A menudo me pregunto por qué la gente se casa por la Iglesia siguiendo las normas y los ritos del matrimonio canónico. No deja de sorprenderme el hecho de que la gente asuma unos principios y compromisos que, en la mayoría de los casos, chocan frontalmente con las ideas que imperan en una sociedad moderna y democrática.
No pretendo ofender a aquellos que, de forma coherente, deciden contraer matrimonio bajo el rito de la Iglesia católica o de cualquier otra confesión, si es que realmente tienen esas creencias y están dispuestos a asumir fielmente los compromisos que adquieren. Éstos merecen todo el respeto, aunque se me antoja que son los menos.

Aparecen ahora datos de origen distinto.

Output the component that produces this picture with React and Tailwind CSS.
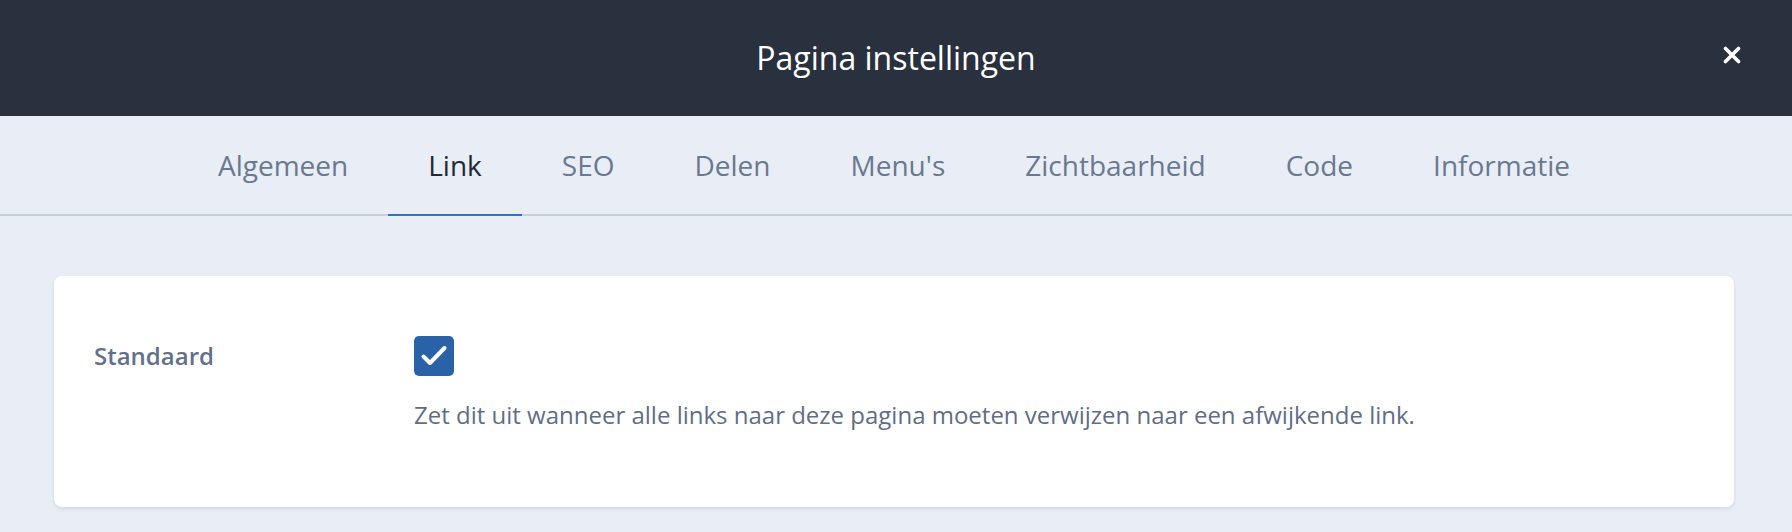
import React, { useState } from 'react';

const tabs = ['Algemeen', 'Link', 'SEO', 'Delen', "Menu's", 'Zichtbaarheid', 'Code', 'Informatie'];

const CloseIcon = () => (
  <svg width="18" height="18" viewBox="0 0 18 18" fill="none">
    <path d="M2.5 2.5L15.5 15.5M15.5 2.5L2.5 15.5" stroke="white" strokeWidth="3.6" strokeLinecap="round" />
  </svg>
);

const App = () => {
  const [activeTab, setActiveTab] = useState('Link');
  const [isDefault, setIsDefault] = useState(true);

  return (
    <div className="min-h-[532px] bg-[#e9eef6] font-['Open_Sans',sans-serif]">
      {/* Header */}
      <header className="relative h-[116px] bg-[#29303e] flex items-center justify-center">
        <h1 className="text-[32px] text-white font-normal">Pagina instellingen</h1>
        <button className="absolute right-[51px] top-[46px]" title="Sluiten">
          <CloseIcon />
        </button>
      </header>

      {/* Tabs */}
      <nav className="flex justify-center pr-[4px] border-b-2 border-[#c7d1de]">
        {tabs.map((tab) => (
          <button
            key={tab}
            onClick={() => setActiveTab(tab)}
            className={
              tab === activeTab
                ? 'h-[100px] px-[40px] text-[28px] leading-[40px] text-[#222a37] -mb-[2px] border-b-2 border-[#2e72c6]'
                : 'h-[100px] px-[40px] text-[28px] leading-[40px] text-[#6a7891] -mb-[2px] border-b-2 border-transparent'
            }
          >
            {tab}
          </button>
        ))}
      </nav>

      {/* Content */}
      <main className="pl-[54px] pr-[58px] pt-[60px] pb-[25px]">
        <div className="bg-white rounded-lg shadow-[0_2px_4px_rgba(40,60,90,0.12)] px-[40px] pt-[60px] pb-[74px]">
          <div className="flex">
            <div className="w-[320px] text-[24px] leading-[40px] font-semibold text-[#627189]">
              Standaard
            </div>
            <div className="flex flex-col">
              <button
                onClick={() => setIsDefault(!isDefault)}
                className={
                  isDefault
                    ? 'w-[40px] h-[40px] rounded-[5px] bg-[#2a62a7] flex items-center justify-center'
                    : 'w-[40px] h-[40px] rounded-[5px] bg-white border-2 border-[#c7d1de] flex items-center justify-center'
                }
              >
                {isDefault && (
                  <svg width="40" height="40" viewBox="0 0 40 40" fill="none">
                    <path d="M9.5 20.5L16 27L30.5 12" stroke="white" strokeWidth="4" strokeLinecap="round" strokeLinejoin="round" />
                  </svg>
                )}
              </button>
              <p className="mt-[21px] text-[24px] leading-[36px] text-[#5f6e86]">
                Zet dit uit wanneer alle links naar deze pagina moeten verwijzen naar een afwijkende link.
              </p>
            </div>
          </div>
        </div>
      </main>
    </div>
  );
};

export default App;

El matrimonio eclesiástico, tal y como lo recoge el Código Canónico, persigue dos fines: el bien de los cónyuges y la procreación. La Iglesia da una importancia esencial al segundo. No en vano, tradicionalmente, y como norma general, prohibía el matrimonio a aquellos que no podían procrear. Actualmente sólo es impedimento para casarse por la Iglesia la impotencia, es decir la incapacidad «ad copulam». Este cambio se produjo por situaciones que se dieron a lo largo de la historia que obligaron a la Iglesia a adoptar un cambio de postura (Ej. Las esterilizaciones llevadas a cabo por los nazis para preservar la pureza de la raza aria). No obstante, hoy por hoy, una persona que padezca, por ejemplo, fimosis tendría una impotencia temporal y no podría casarse por la Iglesia en tanto no se opere.
Resulta curioso cómo la Iglesia dice conceder la misma importancia a los dos fines del matrimonio cuando, en realidad, éste sólo puede disolverse cuando no se ha consumado, o sea, cuando no ha habido cópula (luego da a la procreación una importancia esencial), mientras que no permite la disolución aunque se demuestre que no hay amor ni reporte beneficio alguno para los cónyuges. No olvidemos que el matrimonio canónico es indisoluble.
Los principios de estabilidad e indisolubilidad son vitales para la Iglesia, por tanto no admite en los contrayentes una mentalidad divorcista. Hay que entender por mentalidad divorcista no un deseo de divorciarse en el momento de contraer matrimonio, sino el hecho de contemplar dicha posibilidad cuando ese matrimonio, por las razones que sea, no responde a las expectativas que tenían los cónyuges o cualquiera de ellos. Lo que resulta evidente es que la mayoría de las parejas se casan con el deseo de que su unión sea lo más duradera posible, y a ser posible para toda la vida, pero no es menos evidente que casi nadie está dispuesto a soportar de por vida una situación que se convierta en insoportable y renunciar, por tanto, a la posibilidad de intentarlo con otra persona. La Iglesia sigue manteniendo la idea del divorcio que expresó J. Antonio Primo de Rivera: «El divorcio hace del matrimonio la más provisional de las aventuras, cuando su grandeza está en ser irrevocable, en ser definitivo, en no tener más salida que la salida de la felicidad o la salida de la tragedia.»
La práctica nos dice que la mayoría de las parejas que contrae matrimonio no están dispuestas a cumplir con los compromisos que adquieren ante el altar. No se casan para procrear, no están dispuestos a aceptar todos los hijos que Dios les quiera dar; de hecho limitan dicha procreación utilizando métodos anticonceptivos que no admite la Iglesia, muchos ni siquiera tienen intención de educar a sus hijos en la fe católica, otros tantos no son fieles a su pareja a lo largo del matrimonio, y en no pocos casos no esperan a que la muerte los separe si la convivencia no es posible.
¿Qué significa todo esto? Ni más ni menos que, en la mayoría de las ocasiones, el matrimonio canónico no es más que una pantomima, una burda farsa presidida por la mentira y la falsedad, producto de una gran hipocresía a tres bandas: por un lado de los contrayentes que, a menudo, son «católicos a la carta», tomando de la religión lo que les parece y desechando lo que no les conviene; por otro lado de la autoridad eclesiástica que sabe perfectamente que, con el Código Canónico en la mano, más de la mitad de los matrimonios canónicos deberían ser nulos, y por último, EL ESTADO QUE OTORGA EFICACIA CIVIL a este «teatrejo indecente» vulnerando de manera sistemática y descarada ese supuesto principio de la aconfesionalidad del Estado, así como los derechos de los no católicos, e incluso, me atrevería a decir, los de aquellos católicos que quieren casarse por la Iglesia pero no por lo civil.
Si quieren ustedes casarse, háganlo como quieran: Por la Iglesia, por lo Civil o por Amor. Personalmente me quedo con la última opción.